» **OBJECTIVE**
Keep only the lines from the top of the listing through the one with "kind: 'select'; label: string;", and reproduce them unaltered.
»»
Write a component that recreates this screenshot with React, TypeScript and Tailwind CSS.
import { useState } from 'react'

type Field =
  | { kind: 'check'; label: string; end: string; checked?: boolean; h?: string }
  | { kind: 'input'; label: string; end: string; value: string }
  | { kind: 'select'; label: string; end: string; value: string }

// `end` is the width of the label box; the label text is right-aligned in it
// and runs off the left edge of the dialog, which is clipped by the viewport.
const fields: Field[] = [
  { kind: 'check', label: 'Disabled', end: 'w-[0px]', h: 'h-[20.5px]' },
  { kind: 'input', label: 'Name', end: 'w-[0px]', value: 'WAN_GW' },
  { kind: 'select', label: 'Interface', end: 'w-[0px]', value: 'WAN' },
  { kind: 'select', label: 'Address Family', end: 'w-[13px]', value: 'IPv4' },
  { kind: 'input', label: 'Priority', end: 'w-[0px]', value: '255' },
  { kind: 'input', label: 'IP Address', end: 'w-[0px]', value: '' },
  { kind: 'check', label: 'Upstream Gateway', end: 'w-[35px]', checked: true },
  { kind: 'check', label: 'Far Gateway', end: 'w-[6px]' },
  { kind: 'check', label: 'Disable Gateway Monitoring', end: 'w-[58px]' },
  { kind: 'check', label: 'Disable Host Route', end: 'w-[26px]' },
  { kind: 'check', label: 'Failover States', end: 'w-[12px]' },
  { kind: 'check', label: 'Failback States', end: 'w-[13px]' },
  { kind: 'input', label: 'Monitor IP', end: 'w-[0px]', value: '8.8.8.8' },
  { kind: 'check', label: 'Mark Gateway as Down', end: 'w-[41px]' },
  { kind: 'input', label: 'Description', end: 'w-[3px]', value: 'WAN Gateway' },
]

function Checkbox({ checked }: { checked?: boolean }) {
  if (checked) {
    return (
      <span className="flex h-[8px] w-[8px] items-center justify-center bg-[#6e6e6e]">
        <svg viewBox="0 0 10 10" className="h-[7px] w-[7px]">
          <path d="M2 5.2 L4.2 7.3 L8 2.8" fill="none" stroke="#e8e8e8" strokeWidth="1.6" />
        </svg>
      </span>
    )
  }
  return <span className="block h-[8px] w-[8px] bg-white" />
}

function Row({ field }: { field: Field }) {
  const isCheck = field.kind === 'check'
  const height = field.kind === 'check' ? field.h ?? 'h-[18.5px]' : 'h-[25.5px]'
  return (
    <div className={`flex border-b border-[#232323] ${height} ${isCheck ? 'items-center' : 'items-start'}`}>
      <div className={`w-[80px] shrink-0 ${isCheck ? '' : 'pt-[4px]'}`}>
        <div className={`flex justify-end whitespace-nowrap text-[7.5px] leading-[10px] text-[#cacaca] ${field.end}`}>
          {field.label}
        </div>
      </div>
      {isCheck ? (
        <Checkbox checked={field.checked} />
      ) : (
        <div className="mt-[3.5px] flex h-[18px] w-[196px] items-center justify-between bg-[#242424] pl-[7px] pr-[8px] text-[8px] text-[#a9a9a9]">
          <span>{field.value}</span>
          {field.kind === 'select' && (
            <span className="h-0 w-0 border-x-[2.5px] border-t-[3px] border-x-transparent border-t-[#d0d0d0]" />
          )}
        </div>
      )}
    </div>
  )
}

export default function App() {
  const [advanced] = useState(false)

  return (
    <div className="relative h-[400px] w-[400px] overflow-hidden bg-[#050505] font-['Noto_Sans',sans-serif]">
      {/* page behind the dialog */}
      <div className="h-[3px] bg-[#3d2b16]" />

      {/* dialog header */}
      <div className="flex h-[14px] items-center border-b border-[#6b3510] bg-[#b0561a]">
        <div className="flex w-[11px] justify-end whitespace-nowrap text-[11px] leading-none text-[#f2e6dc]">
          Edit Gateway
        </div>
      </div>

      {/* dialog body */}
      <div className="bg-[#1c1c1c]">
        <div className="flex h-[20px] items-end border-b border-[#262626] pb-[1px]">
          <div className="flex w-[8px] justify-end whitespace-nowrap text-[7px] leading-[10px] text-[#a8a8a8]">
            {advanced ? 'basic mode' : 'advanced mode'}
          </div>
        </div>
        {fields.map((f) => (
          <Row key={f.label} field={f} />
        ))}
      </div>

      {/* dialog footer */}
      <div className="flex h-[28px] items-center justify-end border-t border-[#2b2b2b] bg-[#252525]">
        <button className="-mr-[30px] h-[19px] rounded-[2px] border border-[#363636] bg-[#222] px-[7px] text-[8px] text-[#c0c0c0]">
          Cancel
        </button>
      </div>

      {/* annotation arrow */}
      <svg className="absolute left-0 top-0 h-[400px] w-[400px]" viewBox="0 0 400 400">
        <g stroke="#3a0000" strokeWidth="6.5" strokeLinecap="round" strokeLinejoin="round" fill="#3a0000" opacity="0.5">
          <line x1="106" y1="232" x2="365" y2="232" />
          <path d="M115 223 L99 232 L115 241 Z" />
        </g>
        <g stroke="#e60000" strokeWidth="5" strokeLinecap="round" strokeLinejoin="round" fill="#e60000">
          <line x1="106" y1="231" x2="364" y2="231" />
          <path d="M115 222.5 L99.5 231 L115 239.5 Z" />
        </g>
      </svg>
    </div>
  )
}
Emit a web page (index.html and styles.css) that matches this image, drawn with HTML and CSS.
««
» **EXPECTED OUTPUT**
Write a component that recreates this screenshot with React, TypeScript and Tailwind CSS.
import { useState } from 'react'

type Field =
  | { kind: 'check'; label: string; end: string; checked?: boolean; h?: string }
  | { kind: 'input'; label: string; end: string; value: string }
  | { kind: 'select'; label: string; end: string; value: string }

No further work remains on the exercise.